• **Problem**
Below are entries. Copy exactly the lines running from the line that holds "Give me the" to the line that holds "const Divider = ()", with both ends included.

• **Data section**
+ + + + +
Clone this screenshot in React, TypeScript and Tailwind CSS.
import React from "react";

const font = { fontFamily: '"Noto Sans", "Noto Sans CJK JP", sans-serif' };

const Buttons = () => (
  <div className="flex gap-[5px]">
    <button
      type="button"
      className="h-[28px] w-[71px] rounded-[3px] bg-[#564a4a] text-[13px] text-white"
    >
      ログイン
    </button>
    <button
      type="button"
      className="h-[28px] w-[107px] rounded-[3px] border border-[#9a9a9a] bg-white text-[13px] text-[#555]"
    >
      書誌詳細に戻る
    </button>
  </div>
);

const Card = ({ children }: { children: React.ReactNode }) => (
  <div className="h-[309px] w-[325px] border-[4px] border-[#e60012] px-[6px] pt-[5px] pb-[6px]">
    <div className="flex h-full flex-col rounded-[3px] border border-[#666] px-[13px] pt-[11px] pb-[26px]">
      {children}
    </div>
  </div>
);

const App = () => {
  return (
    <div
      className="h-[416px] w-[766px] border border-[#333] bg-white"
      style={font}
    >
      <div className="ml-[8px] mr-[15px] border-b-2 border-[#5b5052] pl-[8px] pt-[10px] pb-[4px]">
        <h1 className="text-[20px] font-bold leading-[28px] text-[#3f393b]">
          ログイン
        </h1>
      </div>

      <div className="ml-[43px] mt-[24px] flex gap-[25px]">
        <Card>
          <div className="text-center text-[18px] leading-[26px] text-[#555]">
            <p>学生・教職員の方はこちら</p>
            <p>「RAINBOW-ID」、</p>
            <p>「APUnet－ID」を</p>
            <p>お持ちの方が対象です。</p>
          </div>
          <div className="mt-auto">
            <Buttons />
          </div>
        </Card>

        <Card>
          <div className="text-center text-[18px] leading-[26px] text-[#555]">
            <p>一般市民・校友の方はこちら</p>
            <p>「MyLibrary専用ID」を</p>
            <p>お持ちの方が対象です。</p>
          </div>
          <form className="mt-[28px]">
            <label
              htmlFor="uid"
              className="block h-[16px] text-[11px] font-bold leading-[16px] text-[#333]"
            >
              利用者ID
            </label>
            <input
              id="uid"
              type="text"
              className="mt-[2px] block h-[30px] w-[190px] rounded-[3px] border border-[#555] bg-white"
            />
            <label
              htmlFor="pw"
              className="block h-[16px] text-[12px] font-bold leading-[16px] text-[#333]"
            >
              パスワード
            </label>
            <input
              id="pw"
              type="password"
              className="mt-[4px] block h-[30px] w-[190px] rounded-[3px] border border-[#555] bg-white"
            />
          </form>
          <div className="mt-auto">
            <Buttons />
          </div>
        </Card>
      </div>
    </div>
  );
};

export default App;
+ + + + +
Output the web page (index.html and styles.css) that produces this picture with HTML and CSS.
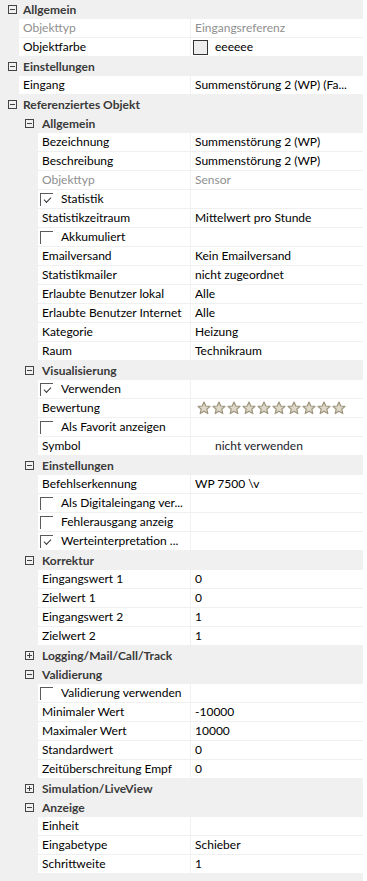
+ + + + +
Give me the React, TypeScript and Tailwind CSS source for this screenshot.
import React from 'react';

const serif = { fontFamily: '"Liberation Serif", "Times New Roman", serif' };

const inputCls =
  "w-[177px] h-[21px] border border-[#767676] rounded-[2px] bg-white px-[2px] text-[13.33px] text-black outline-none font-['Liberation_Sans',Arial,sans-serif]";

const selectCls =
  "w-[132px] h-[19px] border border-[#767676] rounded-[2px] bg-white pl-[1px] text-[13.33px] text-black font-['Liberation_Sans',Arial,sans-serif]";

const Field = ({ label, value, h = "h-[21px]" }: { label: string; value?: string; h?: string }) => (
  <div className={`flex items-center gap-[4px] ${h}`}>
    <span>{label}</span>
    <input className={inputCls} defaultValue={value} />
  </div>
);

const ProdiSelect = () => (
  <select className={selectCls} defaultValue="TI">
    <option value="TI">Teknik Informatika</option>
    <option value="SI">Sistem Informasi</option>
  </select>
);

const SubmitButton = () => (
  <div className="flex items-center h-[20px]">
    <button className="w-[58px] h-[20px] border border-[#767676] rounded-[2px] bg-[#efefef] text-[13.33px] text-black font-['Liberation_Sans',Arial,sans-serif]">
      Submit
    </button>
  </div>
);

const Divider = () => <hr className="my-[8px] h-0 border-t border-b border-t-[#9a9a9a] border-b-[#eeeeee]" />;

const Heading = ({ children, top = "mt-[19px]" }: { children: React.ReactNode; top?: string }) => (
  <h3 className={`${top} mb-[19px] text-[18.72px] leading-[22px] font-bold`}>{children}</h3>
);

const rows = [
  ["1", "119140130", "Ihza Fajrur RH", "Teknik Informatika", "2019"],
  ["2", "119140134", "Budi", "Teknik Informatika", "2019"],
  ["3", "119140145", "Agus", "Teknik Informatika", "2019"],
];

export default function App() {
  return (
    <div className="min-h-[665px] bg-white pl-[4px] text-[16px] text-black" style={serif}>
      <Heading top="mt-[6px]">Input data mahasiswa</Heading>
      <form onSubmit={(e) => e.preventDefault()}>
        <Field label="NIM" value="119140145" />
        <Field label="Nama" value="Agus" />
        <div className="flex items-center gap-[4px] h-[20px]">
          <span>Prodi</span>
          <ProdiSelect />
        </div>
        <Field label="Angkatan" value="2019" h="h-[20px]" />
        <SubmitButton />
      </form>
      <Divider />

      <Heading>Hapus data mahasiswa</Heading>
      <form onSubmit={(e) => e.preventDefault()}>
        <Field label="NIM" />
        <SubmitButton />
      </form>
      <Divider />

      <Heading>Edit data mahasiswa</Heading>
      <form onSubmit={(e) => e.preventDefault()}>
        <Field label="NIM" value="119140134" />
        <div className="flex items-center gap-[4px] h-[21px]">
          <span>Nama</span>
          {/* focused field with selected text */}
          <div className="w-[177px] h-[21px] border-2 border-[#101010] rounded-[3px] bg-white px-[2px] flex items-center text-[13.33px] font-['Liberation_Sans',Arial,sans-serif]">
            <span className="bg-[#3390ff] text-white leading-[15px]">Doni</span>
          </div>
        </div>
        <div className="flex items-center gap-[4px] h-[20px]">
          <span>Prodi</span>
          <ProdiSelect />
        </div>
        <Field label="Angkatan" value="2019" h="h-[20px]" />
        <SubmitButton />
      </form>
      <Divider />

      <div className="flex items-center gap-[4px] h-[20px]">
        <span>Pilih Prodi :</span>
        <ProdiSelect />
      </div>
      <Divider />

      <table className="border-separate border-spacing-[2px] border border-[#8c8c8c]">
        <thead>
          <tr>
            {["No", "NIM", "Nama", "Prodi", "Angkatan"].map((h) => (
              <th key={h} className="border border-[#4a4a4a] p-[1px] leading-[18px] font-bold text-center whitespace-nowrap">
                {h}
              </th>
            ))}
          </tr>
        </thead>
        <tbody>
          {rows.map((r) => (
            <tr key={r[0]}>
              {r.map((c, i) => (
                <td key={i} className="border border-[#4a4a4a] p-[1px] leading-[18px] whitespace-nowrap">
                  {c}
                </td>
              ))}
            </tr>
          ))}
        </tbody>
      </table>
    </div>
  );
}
+ + + + +
• **Solution for this exercise**
Give me the React, TypeScript and Tailwind CSS source for this screenshot.
import React from 'react';

const serif = { fontFamily: '"Liberation Serif", "Times New Roman", serif' };

const inputCls =
  "w-[177px] h-[21px] border border-[#767676] rounded-[2px] bg-white px-[2px] text-[13.33px] text-black outline-none font-['Liberation_Sans',Arial,sans-serif]";

const selectCls =
  "w-[132px] h-[19px] border border-[#767676] rounded-[2px] bg-white pl-[1px] text-[13.33px] text-black font-['Liberation_Sans',Arial,sans-serif]";

const Field = ({ label, value, h = "h-[21px]" }: { label: string; value?: string; h?: string }) => (
  <div className={`flex items-center gap-[4px] ${h}`}>
    <span>{label}</span>
    <input className={inputCls} defaultValue={value} />
  </div>
);

const ProdiSelect = () => (
  <select className={selectCls} defaultValue="TI">
    <option value="TI">Teknik Informatika</option>
    <option value="SI">Sistem Informasi</option>
  </select>
);

const SubmitButton = () => (
  <div className="flex items-center h-[20px]">
    <button className="w-[58px] h-[20px] border border-[#767676] rounded-[2px] bg-[#efefef] text-[13.33px] text-black font-['Liberation_Sans',Arial,sans-serif]">
      Submit
    </button>
  </div>
);

const Divider = () => <hr className="my-[8px] h-0 border-t border-b border-t-[#9a9a9a] border-b-[#eeeeee]" />;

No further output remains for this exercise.